"""
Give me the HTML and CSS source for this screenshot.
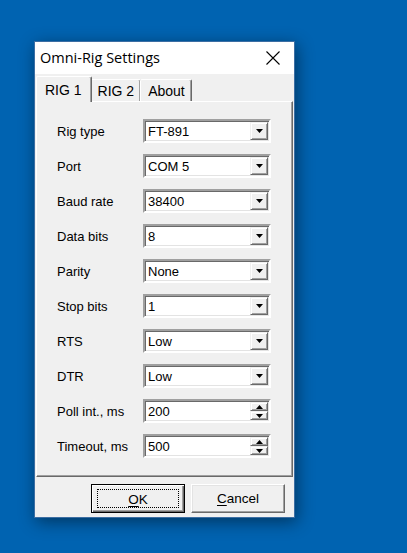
FILE: index.html
```html
<!DOCTYPE html>
<html lang="en">
<head>
  <meta charset="UTF-8" />
  <title>Omni-Rig Settings</title>
  <link rel="stylesheet" href="styles.css">
</head>
<body>

  <div class="dialog">
    <div class="titlebar">
      <span class="title">Omni-Rig Settings</span>
      <svg class="close" width="14" height="14" viewBox="0 0 14 14">
        <path d="M0.5 0.5 L13.5 13.5 M13.5 0.5 L0.5 13.5" stroke="#000" stroke-width="1.1" fill="none" />
      </svg>
    </div>

    <div class="client">
      <div class="tabs">
        <div class="tab active">RIG 1</div>
        <div class="tab">RIG 2</div>
        <div class="tab">About</div>
      </div>

      <div class="panel" id="panel"></div>

      <div class="buttons">
        <button class="btn default"><span class="focus"><u>O</u>K</span></button>
        <button class="btn"><span class="focus-none"><u>C</u>ancel</span></button>
      </div>
    </div>
  </div>

  <script>
    const rows = [
      { label: 'Rig type', value: 'FT-891', kind: 'combo' },
      { label: 'Port', value: 'COM 5', kind: 'combo' },
      { label: 'Baud rate', value: '38400', kind: 'combo' },
      { label: 'Data bits', value: '8', kind: 'combo' },
      { label: 'Parity', value: 'None', kind: 'combo' },
      { label: 'Stop bits', value: '1', kind: 'combo' },
      { label: 'RTS', value: 'Low', kind: 'combo' },
      { label: 'DTR', value: 'Low', kind: 'combo' },
      { label: 'Poll int., ms', value: '200', kind: 'spin' },
      { label: 'Timeout, ms', value: '500', kind: 'spin' }
    ];

    const arrowDown = '<svg width="7" height="4" viewBox="0 0 7 4"><path d="M0 0 H7 L3.5 4 Z" fill="#000"/></svg>';
    const arrowUp = '<svg width="7" height="4" viewBox="0 0 7 4"><path d="M0 4 H7 L3.5 0 Z" fill="#000"/></svg>';

    const panel = document.getElementById('panel');
    rows.forEach(row => {
      const div = document.createElement('div');
      div.className = 'row';
      let side;
      if (row.kind === 'combo') {
        side = `<span class="drop">${arrowDown}</span>`;
      } else {
        side = `<span class="spin"><span class="half">${arrowUp}</span><span class="half">${arrowDown}</span></span>`;
      }
      div.innerHTML = `
        <span class="label">${row.label}</span>
        <div class="field">
          <span class="value">${row.value}</span>
          ${side}
        </div>
      `;
      panel.appendChild(div);
    });
  </script>
</body>
</html>
```

FILE: styles.css
```css
body {
  margin: 0;
  padding: 41px 0 0 34px;
  background: #0063b1;
  font-family: "Liberation Sans", Arial, sans-serif;
  font-size: 13px;
  color: #000;
  height: 553px;
  box-sizing: border-box;
  overflow: hidden;
}

.dialog {
  width: 261px;
  height: 477px;
  box-sizing: border-box;
  border: 1px solid #3c6ea3;
  background: #f0f0f0;
  box-shadow: 2px 4px 16px rgba(0, 0, 0, 0.45);
  display: flex;
  flex-direction: column;
}

/* Title bar */
.titlebar {
  height: 32px;
  background: #fff;
  display: flex;
  align-items: center;
  justify-content: space-between;
  padding: 0 14px 0 5px;
  flex-shrink: 0;
}

.title {
  font-family: "Open Sans", "Noto Sans", sans-serif;
  font-size: 14.5px;
  color: #000;
  margin-top: -2px;
}

.close {
  display: block;
}

/* Client area */
.client {
  flex: 1;
  display: flex;
  flex-direction: column;
  padding: 0 1px 0 1px;
}

.tabs {
  display: flex;
  align-items: flex-end;
  height: 27px;
  padding-left: 1px;
  position: relative;
  z-index: 1;
}

.tab {
  height: 21px;
  padding: 0 6px 0 7px;
  line-height: 23px;
  font-size: 14px;
  border: 1px solid;
  border-color: #fff #696969 transparent #fff;
  box-shadow: inset -1px 0 0 #a0a0a0;
  border-bottom: none;
  border-radius: 2px 2px 0 0;
  background: #f0f0f0;
}

.tab + .tab {
  margin-left: -1px;
}

.tab.active {
  height: 25px;
  padding: 0 9px 0 8px;
  line-height: 27px;
  margin-bottom: -1px;
  margin-left: -1px;
  position: relative;
  z-index: 2;
}

.tab.active + .tab {
  margin-left: -2px;
}

.panel {
  height: 376px;
  box-sizing: border-box;
  border: 1px solid;
  border-color: #fff #696969 #696969 #fff;
  box-shadow: inset -1px -1px 0 #a0a0a0;
  padding: 17px 0 0 20px;
  display: flex;
  flex-direction: column;
  gap: 11px;
}

.row {
  display: flex;
  align-items: center;
  height: 24px;
}

.label {
  width: 86px;
}

.field {
  width: 128px;
  height: 24px;
  box-sizing: border-box;
  border: 2px solid;
  border-color: #a0a0a0 #fff #fff #a0a0a0;
  box-shadow: inset 1px 1px 0 #696969, inset -1px -1px 0 #e3e3e3;
  background: #fff;
  display: flex;
  align-items: stretch;
  padding: 1px 1px 1px 1px;
}

.value {
  flex: 1;
  padding-left: 2px;
  line-height: 19px;
  font-size: 13px;
}

.drop {
  width: 18px;
  box-sizing: border-box;
  background: #f0f0f0;
  border: 1px solid;
  border-color: #f0f0f0 #696969 #696969 #f0f0f0;
  box-shadow: inset 1px 1px 0 #fff, inset -1px -1px 0 #a0a0a0;
  display: flex;
  align-items: center;
  justify-content: center;
}

.spin {
  width: 18px;
  display: flex;
  flex-direction: column;
}

.half {
  flex: 1;
  box-sizing: border-box;
  background: #f0f0f0;
  border: 1px solid;
  border-color: #f0f0f0 #696969 #696969 #f0f0f0;
  box-shadow: inset 1px 1px 0 #fff, inset -1px -1px 0 #a0a0a0;
  display: flex;
  align-items: center;
  justify-content: center;
}

.half svg {
  display: block;
}

/* Buttons */
.buttons {
  display: flex;
  justify-content: flex-end;
  gap: 6px;
  padding: 7px 8px 0 0;
}

.btn {
  width: 94px;
  height: 29px;
  padding: 0;
  font-family: "Liberation Sans", Arial, sans-serif;
  font-size: 13.5px;
  background: #f0f0f0;
  border: 1px solid;
  border-color: #fff #696969 #696969 #fff;
  box-shadow: inset -1px -1px 0 #a0a0a0, inset 1px 1px 0 #e3e3e3;
  display: flex;
  align-items: center;
  justify-content: center;
}

.btn.default {
  border: 1px solid #000;
  box-shadow: inset 1px 1px 0 #fff, inset -1px -1px 0 #696969, inset -2px -2px 0 #a0a0a0;
}

.btn .focus {
  width: 82px;
  height: 19px;
  line-height: 19px;
  border: 1px dotted #000;
  box-sizing: border-box;
}

.btn u {
  text-decoration-thickness: 1px;
  text-underline-offset: 2px;
}
```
"""
(TASK BRIEF):
Skip every picture and transcribe the data above exactly.

(RESPONSE FOR THIS EXERCISE):
Give me the HTML and CSS source for this screenshot.
FILE: index.html
```html
<!DOCTYPE html>
<html lang="en">
<head>
  <meta charset="UTF-8" />
  <title>Omni-Rig Settings</title>
  <link rel="stylesheet" href="styles.css">
</head>
<body>

  <div class="dialog">
    <div class="titlebar">
      <span class="title">Omni-Rig Settings</span>
      <svg class="close" width="14" height="14" viewBox="0 0 14 14">
        <path d="M0.5 0.5 L13.5 13.5 M13.5 0.5 L0.5 13.5" stroke="#000" stroke-width="1.1" fill="none" />
      </svg>
    </div>

    <div class="client">
      <div class="tabs">
        <div class="tab active">RIG 1</div>
        <div class="tab">RIG 2</div>
        <div class="tab">About</div>
      </div>

      <div class="panel" id="panel"></div>

      <div class="buttons">
        <button class="btn default"><span class="focus"><u>O</u>K</span></button>
        <button class="btn"><span class="focus-none"><u>C</u>ancel</span></button>
      </div>
    </div>
  </div>

  <script>
    const rows = [
      { label: 'Rig type', value: 'FT-891', kind: 'combo' },
      { label: 'Port', value: 'COM 5', kind: 'combo' },
      { label: 'Baud rate', value: '38400', kind: 'combo' },
      { label: 'Data bits', value: '8', kind: 'combo' },
      { label: 'Parity', value: 'None', kind: 'combo' },
      { label: 'Stop bits', value: '1', kind: 'combo' },
      { label: 'RTS', value: 'Low', kind: 'combo' },
      { label: 'DTR', value: 'Low', kind: 'combo' },
      { label: 'Poll int., ms', value: '200', kind: 'spin' },
      { label: 'Timeout, ms', value: '500', kind: 'spin' }
    ];

    const arrowDown = '<svg width="7" height="4" viewBox="0 0 7 4"><path d="M0 0 H7 L3.5 4 Z" fill="#000"/></svg>';
    const arrowUp = '<svg width="7" height="4" viewBox="0 0 7 4"><path d="M0 4 H7 L3.5 0 Z" fill="#000"/></svg>';

    const panel = document.getElementById('panel');
    rows.forEach(row => {
      const div = document.createElement('div');
      div.className = 'row';
      let side;
      if (row.kind === 'combo') {
        side = `<span class="drop">${arrowDown}</span>`;
      } else {
        side = `<span class="spin"><span class="half">${arrowUp}</span><span class="half">${arrowDown}</span></span>`;
      }
      div.innerHTML = `
        <span class="label">${row.label}</span>
        <div class="field">
          <span class="value">${row.value}</span>
          ${side}
        </div>
      `;
      panel.appendChild(div);
    });
  </script>
</body>
</html>
```

FILE: styles.css
```css
body {
  margin: 0;
  padding: 41px 0 0 34px;
  background: #0063b1;
  font-family: "Liberation Sans", Arial, sans-serif;
  font-size: 13px;
  color: #000;
  height: 553px;
  box-sizing: border-box;
  overflow: hidden;
}

.dialog {
  width: 261px;
  height: 477px;
  box-sizing: border-box;
  border: 1px solid #3c6ea3;
  background: #f0f0f0;
  box-shadow: 2px 4px 16px rgba(0, 0, 0, 0.45);
  display: flex;
  flex-direction: column;
}

/* Title bar */
.titlebar {
  height: 32px;
  background: #fff;
  display: flex;
  align-items: center;
  justify-content: space-between;
  padding: 0 14px 0 5px;
  flex-shrink: 0;
}

.title {
  font-family: "Open Sans", "Noto Sans", sans-serif;
  font-size: 14.5px;
  color: #000;
  margin-top: -2px;
}

.close {
  display: block;
}

/* Client area */
.client {
  flex: 1;
  display: flex;
  flex-direction: column;
  padding: 0 1px 0 1px;
}

.tabs {
  display: flex;
  align-items: flex-end;
  height: 27px;
  padding-left: 1px;
  position: relative;
  z-index: 1;
}

.tab {
  height: 21px;
  padding: 0 6px 0 7px;
  line-height: 23px;
  font-size: 14px;
  border: 1px solid;
  border-color: #fff #696969 transparent #fff;
  box-shadow: inset -1px 0 0 #a0a0a0;
  border-bottom: none;
  border-radius: 2px 2px 0 0;
  background: #f0f0f0;
}

.tab + .tab {
  margin-left: -1px;
}

.tab.active {
  height: 25px;
  padding: 0 9px 0 8px;
  line-height: 27px;
  margin-bottom: -1px;
  margin-left: -1px;
  position: relative;
  z-index: 2;
}

.tab.active + .tab {
  margin-left: -2px;
}

.panel {
  height: 376px;
  box-sizing: border-box;
  border: 1px solid;
  border-color: #fff #696969 #696969 #fff;
  box-shadow: inset -1px -1px 0 #a0a0a0;
  padding: 17px 0 0 20px;
  display: flex;
  flex-direction: column;
  gap: 11px;
}

.row {
  display: flex;
  align-items: center;
  height: 24px;
}

.label {
  width: 86px;
}

.field {
  width: 128px;
  height: 24px;
  box-sizing: border-box;
  border: 2px solid;
  border-color: #a0a0a0 #fff #fff #a0a0a0;
  box-shadow: inset 1px 1px 0 #696969, inset -1px -1px 0 #e3e3e3;
  background: #fff;
  display: flex;
  align-items: stretch;
  padding: 1px 1px 1px 1px;
}

.value {
  flex: 1;
  padding-left: 2px;
  line-height: 19px;
  font-size: 13px;
}

.drop {
  width: 18px;
  box-sizing: border-box;
  background: #f0f0f0;
  border: 1px solid;
  border-color: #f0f0f0 #696969 #696969 #f0f0f0;
  box-shadow: inset 1px 1px 0 #fff, inset -1px -1px 0 #a0a0a0;
  display: flex;
  align-items: center;
  justify-content: center;
}

.spin {
  width: 18px;
  display: flex;
  flex-direction: column;
}

.half {
  flex: 1;
  box-sizing: border-box;
  background: #f0f0f0;
  border: 1px solid;
  border-color: #f0f0f0 #696969 #696969 #f0f0f0;
  box-shadow: inset 1px 1px 0 #fff, inset -1px -1px 0 #a0a0a0;
  display: flex;
  align-items: center;
  justify-content: center;
}

.half svg {
  display: block;
}

/* Buttons */
.buttons {
  display: flex;
  justify-content: flex-end;
  gap: 6px;
  padding: 7px 8px 0 0;
}

.btn {
  width: 94px;
  height: 29px;
  padding: 0;
  font-family: "Liberation Sans", Arial, sans-serif;
  font-size: 13.5px;
  background: #f0f0f0;
  border: 1px solid;
  border-color: #fff #696969 #696969 #fff;
  box-shadow: inset -1px -1px 0 #a0a0a0, inset 1px 1px 0 #e3e3e3;
  display: flex;
  align-items: center;
  justify-content: center;
}

.btn.default {
  border: 1px solid #000;
  box-shadow: inset 1px 1px 0 #fff, inset -1px -1px 0 #696969, inset -2px -2px 0 #a0a0a0;
}

.btn .focus {
  width: 82px;
  height: 19px;
  line-height: 19px;
  border: 1px dotted #000;
  box-sizing: border-box;
}

.btn u {
  text-decoration-thickness: 1px;
  text-underline-offset: 2px;
}
```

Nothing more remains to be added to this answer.